Communities are the Building Blocks of District Maps

Communities are the Building Blocks of District Maps

What are community maps?

Community maps are exactly what they sound like: maps of communities, as defined by the community members themselves. These maps are based around neighborhoods, or areas with shared interests. Community maps are created by community members -- without any specific rules regarding how those communities must be drawn in terms of population numbers, county splits, and so forth. The idea is simply to have communities tell their own stories and draw lines around the area that they consider their community where they share values, traditions, concerns, and lifestyles​. 

Why are community maps useful?

Community maps are not official, but they build knowledge and power. They encourage community members to think through what their community really is, what it looks like on a map, and why that community should be kept together. Those community members will be better able to participate in public hearings and articulate, for example, what is wrong with a map that dissects their community. 

How will they be used? 

Community maps will educate and empower citizens and enable them to better participate in public hearings to weigh in on what maps are good or bad and why. In addition, community maps can become the building blocks of district maps. Volunteer mapmakers can use the maps they have made to participate in public hearings more meaningfully.  

What is an example of a Community of Interest? 

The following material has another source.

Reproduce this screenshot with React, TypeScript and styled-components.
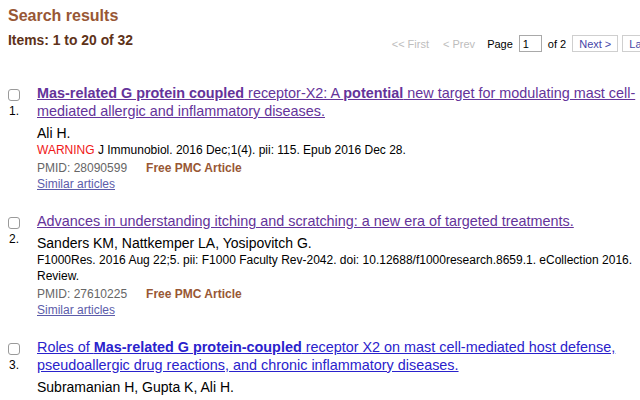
import React from "react";
import styled, { createGlobalStyle } from "styled-components";

const Global = createGlobalStyle`
  html, body { margin: 0; padding: 0; background: #fff; overflow: hidden; }
  body { font-family: "Liberation Sans", Arial, sans-serif; color: #000; }
`;

const Page = styled.div`
  padding: 6px 3px 0 8px;
  width: 640px;
  box-sizing: border-box;
`;

const Heading = styled.h2`
  margin: 0;
  font-size: 16px;
  line-height: 19px;
  font-weight: bold;
  color: #985735;
`;

const CountRow = styled.div`
  display: flex;
  align-items: flex-start;
  margin-top: 7px;
  margin-right: -36px;
`;

const Count = styled.h3`
  margin: 0;
  font-size: 13.9px;
  line-height: 16px;
  font-weight: bold;
  color: #5e3219;
`;

const Pager = styled.div`
  margin-left: auto;
  display: flex;
  align-items: center;
  margin-top: 3px;
  font-size: 11px;
  white-space: nowrap;
`;

const PagerText = styled.span<{ $disabled?: boolean; $gap?: number }>`
  color: ${(p) => (p.$disabled ? "#bdbdbd" : "#000")};
  margin-right: ${(p) => p.$gap ?? 0}px;
`;

const PageInput = styled.input`
  width: 23px;
  height: 17px;
  box-sizing: border-box;
  border: 1px solid #a9a9a9;
  padding: 0 3px;
  margin: 0 6px 0 0;
  font: 11px "Liberation Sans", Arial, sans-serif;
  color: #000;
`;

const PagerButton = styled.span<{ $gap?: number }>`
  display: inline-flex;
  align-items: center;
  height: 17px;
  box-sizing: border-box;
  padding: 0 6px;
  border: 1px solid #cfcfcf;
  color: #4646a8;
  margin-right: ${(p) => p.$gap ?? 0}px;
`;

const List = styled.div`
  margin-top: 32px;
  display: flex;
  flex-direction: column;
  gap: 20px;
`;

const Item = styled.div`
  display: flex;
`;

const Side = styled.div`
  width: 29px;
  flex-shrink: 0;
  display: flex;
  flex-direction: column;
`;

const Check = styled.input`
  appearance: none;
  -webkit-appearance: none;
  width: 12px;
  height: 12px;
  margin: 5px 0 0 0;
  border: 1px solid #9a9a9a;
  border-radius: 3px;
  background: #fff;
  box-sizing: border-box;
`;

const Num = styled.div`
  margin: 2px 0 0 1px;
  font-size: 12px;
  line-height: 16px;
`;

const Body = styled.div`
  flex: 1;
  min-width: 0;
`;

const Title = styled.a<{ $visited?: boolean }>`
  display: block;
  font-size: 14.4px;
  line-height: 18px;
  color: ${(p) => (p.$visited ? "#64339a" : "#2a22cc")};
  text-decoration: underline;
  b { font-weight: bold; }
`;

const Authors = styled.div`
  margin-top: 4px;
  font-size: 14px;
  line-height: 18px;
`;

const Details = styled.div`
  font-size: 12px;
  line-height: 16px;
`;

const Warn = styled.span`
  color: #f01818;
`;

const Meta = styled.div`
  margin-top: 2px;
  font-size: 12px;
  line-height: 16px;
  color: #666;
  display: flex;
  gap: 19px;
`;

const FreePmc = styled.span`
  font-weight: bold;
  color: #985735;
`;

const Similar = styled.a`
  display: block;
  font-size: 12px;
  line-height: 16px;
  color: #5c5caa;
  text-decoration: underline;
`;

type Result = {
  n: number;
  title: React.ReactNode;
  visited: boolean;
  authors: string;
  details?: React.ReactNode;
  pmid?: string;
};

const results: Result[] = [
  {
    n: 1,
    visited: true,
    title: (
      <>
        <b>Mas-related G protein coupled</b> receptor-X2: A <b>potential</b> new target for
        modulating mast cell-mediated allergic and inflammatory diseases.
      </>
    ),
    authors: "Ali H.",
    details: (
      <>
        <Warn>WARNING</Warn> J Immunobiol. 2016 Dec;1(4). pii: 115. Epub 2016 Dec 28.
      </>
    ),
    pmid: "28090599",
  },
  {
    n: 2,
    visited: true,
    title: "Advances in understanding itching and scratching: a new era of targeted treatments.",
    authors: "Sanders KM, Nattkemper LA, Yosipovitch G.",
    details:
      "F1000Res. 2016 Aug 22;5. pii: F1000 Faculty Rev-2042. doi: 10.12688/f1000research.8659.1. eCollection 2016. Review.",
    pmid: "27610225",
  },
  {
    n: 3,
    visited: false,
    title: (
      <>
        Roles of <b>Mas-related G protein-coupled</b> receptor X2 on mast cell-mediated host
        defense, pseudoallergic drug reactions, and chronic inflammatory diseases.
      </>
    ),
    authors: "Subramanian H, Gupta K, Ali H.",
  },
];

export default function App() {
  return (
    <>
      <Global />
      <Page>
        <Heading>Search results</Heading>
        <CountRow>
          <Count>Items: 1 to 20 of 32</Count>
          <Pager>
            <PagerText $disabled $gap={14}>&lt;&lt; First</PagerText>
            <PagerText $disabled $gap={12}>&lt; Prev</PagerText>
            <PagerText $gap={6}>Page</PagerText>
            <PageInput defaultValue="1" />
            <PagerText $gap={6}>of 2</PagerText>
            <PagerButton $gap={4}>Next &gt;</PagerButton>
            <PagerButton>Last &gt;&gt;</PagerButton>
          </Pager>
        </CountRow>
        <List>
          {results.map((r) => (
            <Item key={r.n}>
              <Side>
                <Check type="checkbox" />
                <Num>{r.n}.</Num>
              </Side>
              <Body>
                <Title href="#" $visited={r.visited}>
                  {r.title}
                </Title>
                <Authors>{r.authors}</Authors>
                {r.details && <Details>{r.details}</Details>}
                {r.pmid && (
                  <>
                    <Meta>
                      <span>PMID: {r.pmid}</span>
                      <FreePmc>Free PMC Article</FreePmc>
                    </Meta>
                    <Similar href="#">Similar articles</Similar>
                  </>
                )}
              </Body>
            </Item>
          ))}
        </List>
      </Page>
    </>
  );
}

A group with significant shared interests that should be given careful consideration by district line drawers, such as...

  • Small family farmers
  • Residents of regions with unique environmental concerns
  • Commuters who rely on the same public transit
  • Residents of tourist-centric coastal towns
  • People who work in the same industrial sector
  • Families that rely on the same public school system
  • Can be rural, urban, suburban, etc.

Things to Consider When Drawing Community Maps:

Communities are made up of people and places. Talk about your community and tell us who are the people, places, and resources that shape your community. What key businesses, community institutions (churches, community centers, lodges, etc.), public services or agencies (schools, hospitals, etc.) make up your community? 

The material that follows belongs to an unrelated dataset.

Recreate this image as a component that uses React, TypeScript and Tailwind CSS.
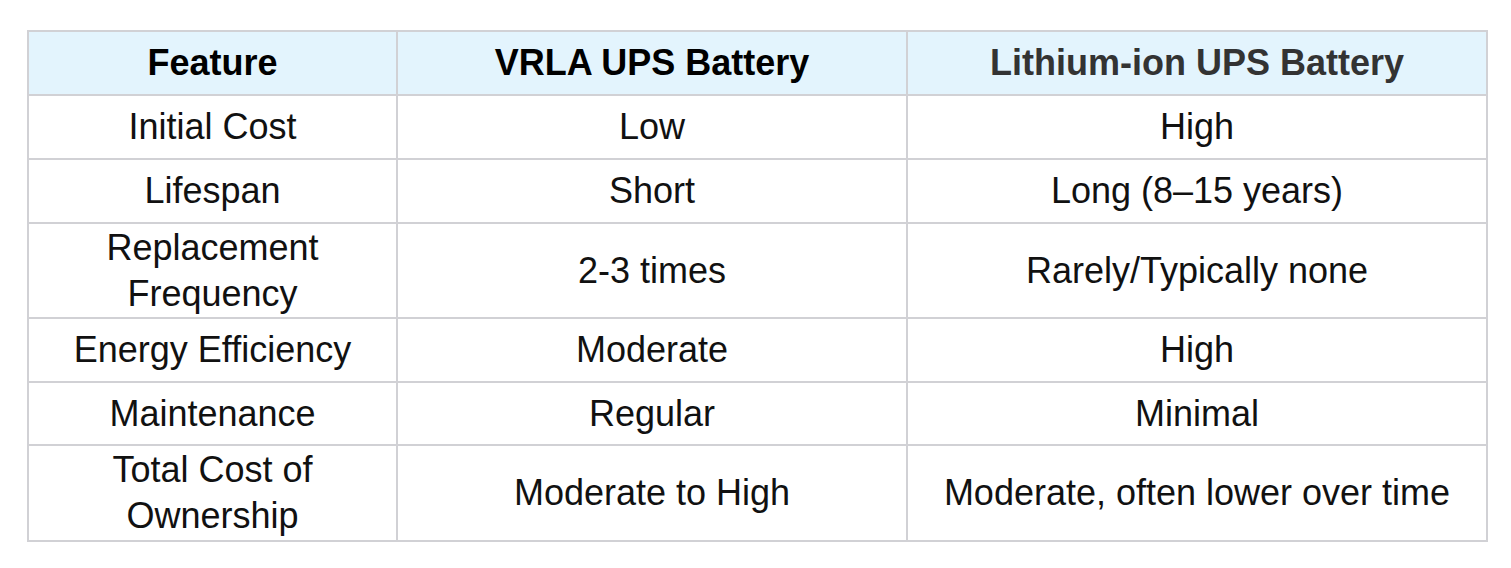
const rows: { h: string; cells: [React.ReactNode, string, string] }[] = [
  { h: "h-[64px]", cells: ["Initial Cost", "Low", "High"] },
  { h: "h-[64px]", cells: ["Lifespan", "Short", "Long (8–15 years)"] },
  {
    h: "h-[95px]",
    cells: [
      <>
        Replacement
        <br />
        Frequency
      </>,
      "2-3 times",
      "Rarely/Typically none",
    ],
  },
  { h: "h-[64px]", cells: ["Energy Efficiency", "Moderate", "High"] },
  { h: "h-[63px]", cells: ["Maintenance", "Regular", "Minimal"] },
  {
    h: "h-[96px]",
    cells: [
      <>
        Total Cost of
        <br />
        Ownership
      </>,
      "Moderate to High",
      "Moderate, often lower over time",
    ],
  },
];

export default function App() {
  return (
    <div className="min-h-screen bg-white pt-[30px] pl-[27px] font-['Liberation_Sans',Arial,sans-serif]">
      <table className="w-[1459px] table-fixed border-collapse border-2 border-[#d1d1d5] text-[36px] leading-[46px] text-[#111]">
        <colgroup>
          <col className="w-[369px]" />
          <col className="w-[510px]" />
          <col className="w-[580px]" />
        </colgroup>
        <thead>
          <tr className="h-[64px] bg-[#e3f4fd]">
            <th className="border-2 border-[#d1d1d5] p-0 text-center align-middle font-bold text-black">
              Feature
            </th>
            <th className="border-2 border-[#d1d1d5] p-0 text-center align-middle font-bold text-black">
              VRLA UPS Battery
            </th>
            <th className="border-2 border-[#d1d1d5] p-0 text-center align-middle font-bold text-[#333]">
              Lithium-ion UPS Battery
            </th>
          </tr>
        </thead>
        <tbody>
          {rows.map((r, i) => (
            <tr key={i} className={r.h}>
              {r.cells.map((c, j) => (
                <td
                  key={j}
                  className="border-2 border-[#d1d1d5] p-0 text-center align-middle"
                >
                  {c}
                </td>
              ))}
            </tr>
          ))}
        </tbody>
      </table>
    </div>
  );
}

What is missing from your community? What does your community need that is not easily accessible? What businesses or institutions do you frequent that you must leave the community to access? 

What are the issues that are most important to this community? Have you noticed any changes to the community?

Who lives in this community? What surrounding communities have similar interests to yours? Are there bordering neighborhoods that would make sense to keep together when we are thinking about how best to draw district lines that don’t separate communities? Or are there neighborhoods that are different enough from yours that would be okay to be split from?